As I work through a few ideas, these have percolated to the top, and I need them off my notice board.
Let’s dive in. Read close; there’s a challenge this week!
Magic Board Game
My God, I have no idea why this hasn’t happened yet. Whatever committee at Wizards is against it needs to be fully changed out with the interns who made it there from ambition and haven’t settled in yet. I always trust interns because they’re without bias and absolutely love risk. As a company that can do small print runs, with near unlimited marketing budgets, let’s just have a damn Magic board game made.
If it’s that hard, here are four ideas:
Steal a Dungeon & Dragons Designer for a Week
Give him or her a week of coffee, snacks, and a budget to brainstorm with freelance designers. After a week, start playtesting like hell. Board Game Geek would shut down from traffic if someone were to solicit folks there directly.
The Drizzt D&D concept, but for Magic
Why not use the mechanic, make a small print run at a convention, and test it out? If people are pissed, you make more. If people don’t like it, make it expensive, and still make $5 per unit to at least be revenue-neutral. Market tests that make money are absurd. I don’t know why they don’t do tests like this more often.

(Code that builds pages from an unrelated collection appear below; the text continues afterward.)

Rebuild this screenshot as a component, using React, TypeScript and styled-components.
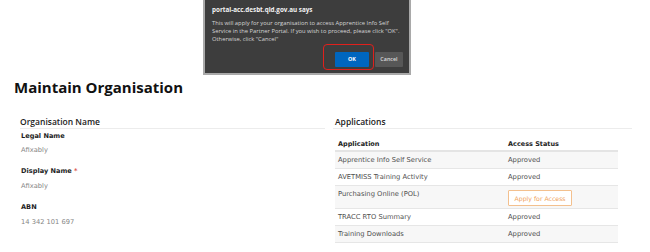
import styled, { createGlobalStyle } from 'styled-components';

const GlobalStyle = createGlobalStyle`
  html, body {
    margin: 0;
    padding: 0;
    background: #ffffff;
  }
  body {
    font-family: 'DejaVu Sans', Verdana, sans-serif;
  }
`;

const Page = styled.div`
  position: relative;
  width: 650px;
  height: 252px;
  overflow: hidden;
  padding: 78px 0 0 14px;
  box-sizing: border-box;
`;

const Heading = styled.h1`
  margin: 0;
  font-family: 'Open Sans', sans-serif;
  font-size: 15px;
  line-height: 18px;
  font-weight: 700;
  color: #111;
`;

const Columns = styled.div`
  display: grid;
  grid-template-columns: 305px 299px;
  column-gap: 8px;
  margin: 21px 0 0 6px;
`;

const Column = styled.section`
  display: flex;
  flex-direction: column;
`;

const SectionTitle = styled.h2<{ $indent?: number }>`
  margin: 0;
  padding: 0 0 1px ${(p) => p.$indent ?? 0}px;
  font-family: 'Open Sans', sans-serif;
  font-size: 8.5px;
  line-height: 10px;
  font-weight: 600;
  color: #222;
  border-bottom: 1px solid #ececec;
`;

const FieldList = styled.dl`
  margin: 2.6px 0 0 1px;
  display: flex;
  flex-direction: column;
  gap: 12px;
`;

const Field = styled.div`
  display: flex;
  flex-direction: column;
  gap: 5.7px;
`;

const Label = styled.dt`
  font-size: 6.6px;
  line-height: 9px;
  font-weight: 700;
  color: #1e1e1e;
`;

const Required = styled.span`
  color: #d9534f;
`;

const Value = styled.dd`
  margin: 0;
  font-size: 6.7px;
  line-height: 9px;
  color: #858585;
`;

const Table = styled.table`
  margin: 7px 0 0 2px;
  width: 283px;
  border-collapse: collapse;
  table-layout: fixed;
`;

const HeadCell = styled.th<{ $width?: number }>`
  width: ${(p) => (p.$width ? `${p.$width}px` : 'auto')};
  text-align: left;
  padding: 4px 3px 1px;
  font-size: 6.5px;
  line-height: 9px;
  font-weight: 700;
  color: #222;
  border-bottom: 2px solid #e4e4e4;
`;

const Row = styled.tr`
  &:nth-child(odd) {
    background: #f7f7f7;
  }
  border-bottom: 1px solid #e6e6e6;
`;

const Cell = styled.td`
  vertical-align: top;
  padding: 4px 3px 3px;
  font-size: 6.75px;
  line-height: 9px;
  color: #505050;
  white-space: nowrap;
`;

const ApplyButton = styled.button`
  display: block;
  height: 16px;
  margin: 0 0 -1px;
  padding: 0 5.5px;
  font-family: 'DejaVu Sans', Verdana, sans-serif;
  font-size: 6.2px;
  color: #f0a25c;
  background: #ffffff;
  border: 1px solid #f3c08e;
  border-radius: 1px;
  cursor: pointer;
`;

/* browser confirm dialog laid over the page */
const Dialog = styled.div`
  position: absolute;
  top: 0;
  left: 203px;
  width: 208px;
  padding: 6px 6px 6px 7px;
  box-sizing: border-box;
  background: #3d3d3d;
  border: 2px solid #a9a9a9;
  border-top: none;
  font-family: 'Open Sans', sans-serif;
  display: flex;
  flex-direction: column;
`;

const DialogTitle = styled.div`
  font-size: 6.3px;
  line-height: 8px;
  font-weight: 700;
  color: #f2f2f2;
`;

const DialogText = styled.p`
  margin: 6px 0 0;
  font-size: 5.8px;
  line-height: 7.8px;
  color: #d6d6d6;
  white-space: nowrap;
`;

const DialogActions = styled.div`
  display: flex;
  justify-content: flex-end;
  gap: 6px;
  margin-top: 8.5px;
`;

const DialogButton = styled.button<{ $primary?: boolean }>`
  position: relative;
  height: 15px;
  width: ${(p) => (p.$primary ? 34 : 28)}px;
  padding: 0;
  border: none;
  border-radius: 1px;
  font-family: 'Open Sans', sans-serif;
  font-size: 5.4px;
  font-weight: ${(p) => (p.$primary ? 700 : 600)};
  color: ${(p) => (p.$primary ? '#ffffff' : '#dcdcdc')};
  background: ${(p) => (p.$primary ? '#0066bf' : '#575757')};
`;

const Highlight = styled.span`
  position: absolute;
  top: -8px;
  left: -12px;
  right: -5px;
  bottom: -3px;
  border: 1.5px solid #e0201c;
  border-radius: 4px;
  pointer-events: none;
`;

const applications = [
  { name: 'Apprentice Info Self Service', status: 'Approved' },
  { name: 'AVETMISS Training Activity', status: 'Approved' },
  { name: 'Purchasing Online (POL)', status: null },
  { name: 'TRACC RTO Summary', status: 'Approved' },
  { name: 'Training Downloads', status: 'Approved' },
];

export default function App() {
  return (
    <>
      <GlobalStyle />
      <Page>
        <Heading>Maintain Organisation</Heading>
        <Columns>
          <Column>
            <SectionTitle>Organisation Name</SectionTitle>
            <FieldList>
              <Field>
                <Label>Legal Name</Label>
                <Value>Afixably</Value>
              </Field>
              <Field>
                <Label>
                  Display Name <Required>*</Required>
                </Label>
                <Value>Afixably</Value>
              </Field>
              <Field>
                <Label>ABN</Label>
                <Value>14 342 101 697</Value>
              </Field>
            </FieldList>
          </Column>
          <Column>
            <SectionTitle $indent={2}>Applications</SectionTitle>
            <Table>
              <thead>
                <tr>
                  <HeadCell $width={164}>Application</HeadCell>
                  <HeadCell>Access Status</HeadCell>
                </tr>
              </thead>
              <tbody>
                {applications.map((app) => (
                  <Row key={app.name}>
                    <Cell>{app.name}</Cell>
                    <Cell>
                      {app.status ?? <ApplyButton>Apply for Access</ApplyButton>}
                    </Cell>
                  </Row>
                ))}
              </tbody>
            </Table>
          </Column>
        </Columns>

        <Dialog>
          <DialogTitle>portal-acc.desbt.qld.gov.au says</DialogTitle>
          <DialogText>
            This will apply for your organisation to access Apprentice Info Self
            <br />
            Service in the Partner Portal. If you wish to proceed, please click "OK".
            <br />
            Otherwise, click "Cancel"
          </DialogText>
          <DialogActions>
            <DialogButton $primary>
              OK
              <Highlight />
            </DialogButton>
            <DialogButton>Cancel</DialogButton>
          </DialogActions>
        </Dialog>
      </Page>
    </>
  );
}
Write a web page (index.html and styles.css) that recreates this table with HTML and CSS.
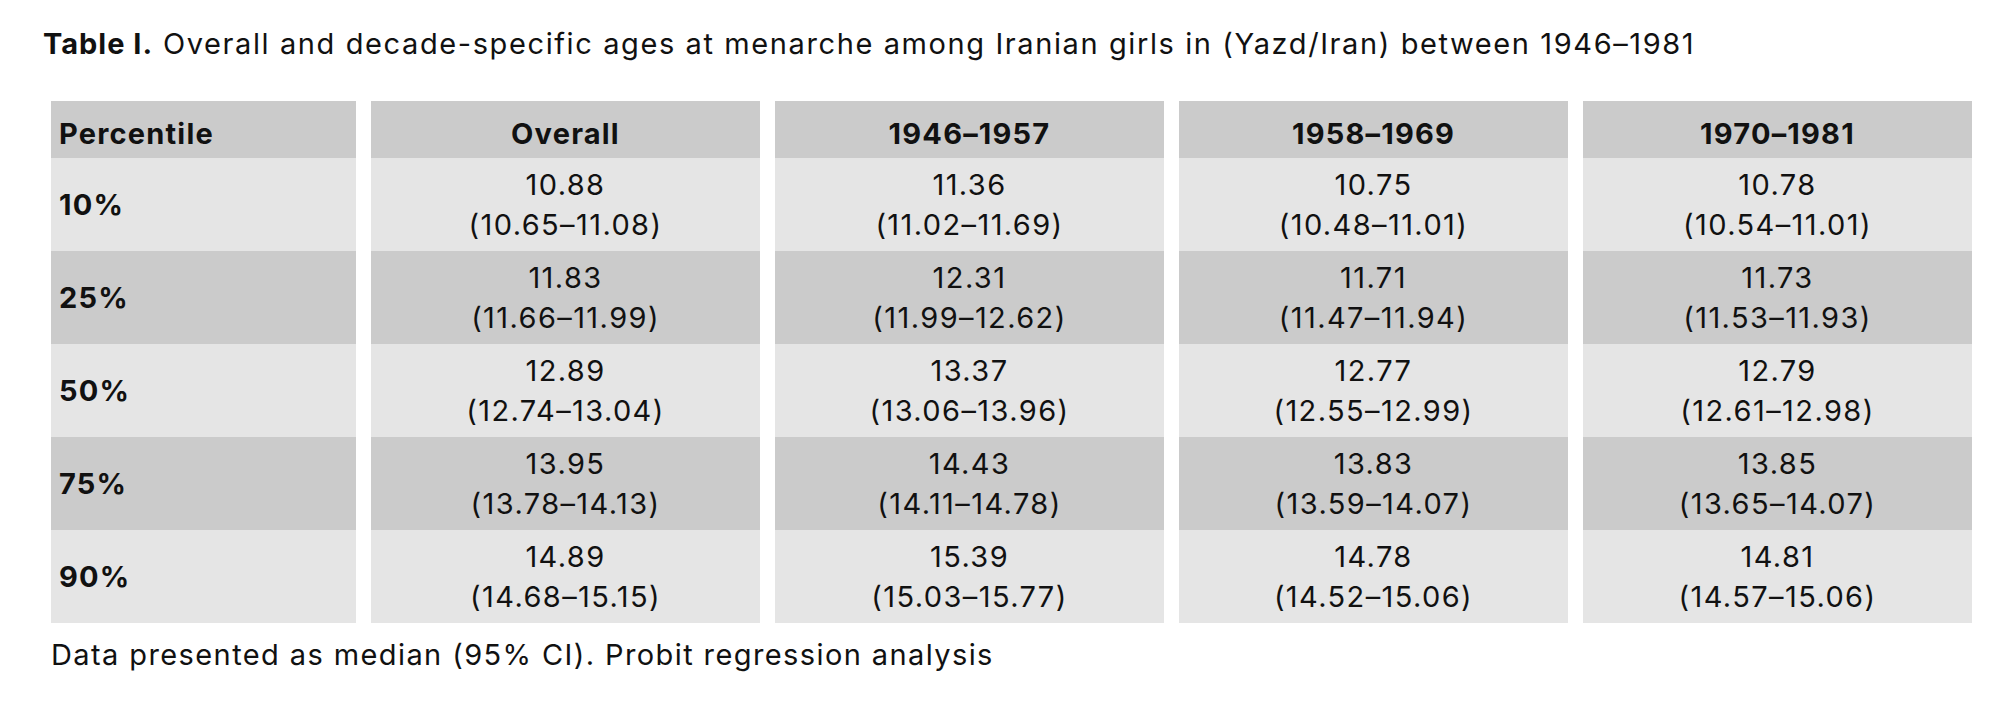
FILE: index.html
```html
<!DOCTYPE html>
<html lang="en">
<head>
<meta charset="utf-8">
<title>Table I</title>
<link rel="stylesheet" href="styles.css">
</head>
<body>
<div class="page">
  <p class="caption"><b>Table I.</b> Overall and decade-specific ages at menarche among Iranian girls in (Yazd/Iran) between 1946–1981</p>
  <div class="grid">
    <div class="cell head first">Percentile</div>
    <div class="cell head">Overall</div>
    <div class="cell head">1946–1957</div>
    <div class="cell head">1958–1969</div>
    <div class="cell head">1970–1981</div>

    <div class="cell light first">10%</div>
    <div class="cell light">10.88<br>(10.65–11.08)</div>
    <div class="cell light">11.36<br>(11.02–11.69)</div>
    <div class="cell light">10.75<br>(10.48–11.01)</div>
    <div class="cell light">10.78<br>(10.54–11.01)</div>

    <div class="cell dark first">25%</div>
    <div class="cell dark">11.83<br>(11.66–11.99)</div>
    <div class="cell dark">12.31<br>(11.99–12.62)</div>
    <div class="cell dark">11.71<br>(11.47–11.94)</div>
    <div class="cell dark">11.73<br>(11.53–11.93)</div>

    <div class="cell light first">50%</div>
    <div class="cell light">12.89<br>(12.74–13.04)</div>
    <div class="cell light">13.37<br>(13.06–13.96)</div>
    <div class="cell light">12.77<br>(12.55–12.99)</div>
    <div class="cell light">12.79<br>(12.61–12.98)</div>

    <div class="cell dark first">75%</div>
    <div class="cell dark">13.95<br>(13.78–14.13)</div>
    <div class="cell dark">14.43<br>(14.11–14.78)</div>
    <div class="cell dark">13.83<br>(13.59–14.07)</div>
    <div class="cell dark">13.85<br>(13.65–14.07)</div>

    <div class="cell light first">90%</div>
    <div class="cell light">14.89<br>(14.68–15.15)</div>
    <div class="cell light">15.39<br>(15.03–15.77)</div>
    <div class="cell light">14.78<br>(14.52–15.06)</div>
    <div class="cell light">14.81<br>(14.57–15.06)</div>
  </div>
  <p class="note">Data presented as median (95% CI). Probit regression analysis</p>
</div>
</body>
</html>
```

FILE: styles.css
```css
html, body {
  margin: 0;
  padding: 0;
  background: #ffffff;
}

.page {
  font-family: "Inter", "Liberation Sans", sans-serif;
  color: #111111;
  padding: 25px 0 0 43px;
}

.caption {
  margin: 0;
  font-size: 29px;
  line-height: 38px;
  letter-spacing: 1.6px;
  white-space: nowrap;
}

.caption b {
  font-weight: 700;
  letter-spacing: 1px;
}

.grid {
  display: grid;
  grid-template-columns: 305px repeat(4, 389px);
  grid-template-rows: 57px repeat(5, 93px);
  column-gap: 15px;
  margin: 38px 0 0 8px;
  width: 1921px;
}

.cell {
  display: flex;
  align-items: center;
  justify-content: center;
  text-align: center;
  font-size: 29px;
  line-height: 40px;
  letter-spacing: 1.4px;
}

.cell.first {
  justify-content: flex-start;
  text-align: left;
  padding-left: 8px;
  font-weight: 700;
  letter-spacing: 1.2px;
}

.head {
  background: #cbcbcb;
  font-weight: 700;
  letter-spacing: 1.2px;
  padding-top: 8px;
}

.light {
  background: #e5e5e5;
}

.dark {
  background: #cbcbcb;
}

.note {
  margin: 13px 0 0 8px;
  font-size: 29px;
  line-height: 38px;
  letter-spacing: 1.4px;
}
```
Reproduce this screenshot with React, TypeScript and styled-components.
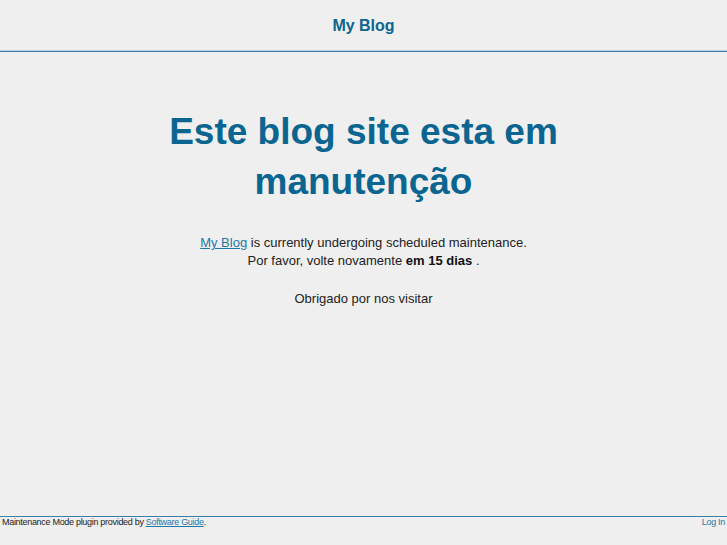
import styled, { createGlobalStyle } from 'styled-components';

const GlobalStyle = createGlobalStyle`
  html, body {
    margin: 0;
    padding: 0;
    background: #efefef;
    font-family: "Liberation Sans", Arial, sans-serif;
    color: #222;
  }
`;

const App = () => {
  return (
    <Page>
      <GlobalStyle />
      <Header>
        <SiteName>My Blog</SiteName>
      </Header>
      <Main>
        <Title>
          Este blog site esta em
          <br />
          manutenção
        </Title>
        <Message>
          <Link href="#">My Blog</Link> is currently undergoing scheduled
          maintenance.
          <br />
          Por favor, volte novamente <strong>em 15 dias</strong> .
        </Message>
        <Message>Obrigado por nos visitar</Message>
      </Main>
      <Footer>
        <FooterText>
          Maintenance Mode plugin provided by{' '}
          <FooterLink href="#">Software Guide</FooterLink>.
        </FooterText>
        <LoginLink href="#">Log In</LoginLink>
      </Footer>
    </Page>
  );
};

export default App;

const Page = styled.div`
  display: flex;
  flex-direction: column;
  min-height: 100vh;
`;

const Header = styled.header`
  height: 51px;
  display: flex;
  align-items: center;
  justify-content: center;
  border-bottom: 1px solid #3f7ea6;
  box-shadow: 0 -1px 0 #b9cfdd inset;
`;

const SiteName = styled.div`
  font-size: 16px;
  font-weight: bold;
  color: #0b6591;
  padding-top: 1px;
`;

const Main = styled.main`
  padding-top: 55px;
  text-align: center;
`;

const Title = styled.h1`
  margin: 0 0 27px;
  font-size: 37px;
  line-height: 50px;
  font-weight: bold;
  color: #0b6591;
`;

const Message = styled.p`
  margin: 0 0 20px;
  font-size: 13px;
  line-height: 18px;
  color: #222;

  strong {
    font-weight: bold;
    color: #111;
  }
`;

const Link = styled.a`
  color: #1e77a8;
  text-decoration: underline;
`;

const Footer = styled.footer`
  margin-top: auto;
  height: 28px;
  display: flex;
  justify-content: space-between;
  align-items: flex-start;
  padding: 0 2px;
  border-top: 1px solid #3f7ea6;
  font-size: 9px;
  line-height: 10px;
`;

const FooterText = styled.span`
  color: #222;
  letter-spacing: -0.3px;
`;

const FooterLink = styled.a`
  color: #1e77a8;
  text-decoration: underline;
`;

const LoginLink = styled.a`
  color: #1e77a8;
  text-decoration: none;
  letter-spacing: -0.3px;
`;
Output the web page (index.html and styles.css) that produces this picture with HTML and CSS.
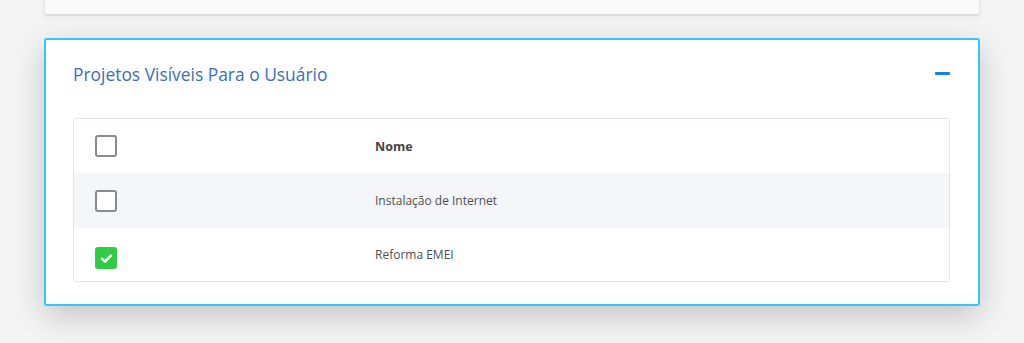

Dark Tower 2.0 . . . with Magic
Take one of the fifteen towers from Magic—say, Urza's Tower—and make a game on it.
Doing it on The Brother’s War just writes itself, doesn’t it?
Outsource to Fantasy Flight Games to Make a Talisman-inspired Magic Game
They did it with Talisman to make a revised version and made Relic from Warhammer 40K. Why couldn’t they do it with Magic? Wizards already outsources Nexus Ops to FFG, and from what I can tell, it worked out well.
MTG MATCH (Comically, It’s Not a Dating Service)
A friend and I were discussing that playtesting is crazy-difficult. We can find stores to play with formats, but the social networking of players died on the vine with Gleemax, the Magic social networking site.
Here’s the issue: To find people for playtesting, you set up a time, and every time, it’s the players for whom you know all their tells, and the actual practice really isn’t that great. Now, I’m not talking for the organized teams that dominated Grands Prix and Pro Tours. For the everyman who’s going to a Grand Prix and wants to at least shake some rust off or fine-tune, why don’t we a have something to find people?
Let’s go from strategy to tactic.
Here’s the strategy: Make an app that would allow people to plug in formats they play and their play styles and then search for opponents by zip code.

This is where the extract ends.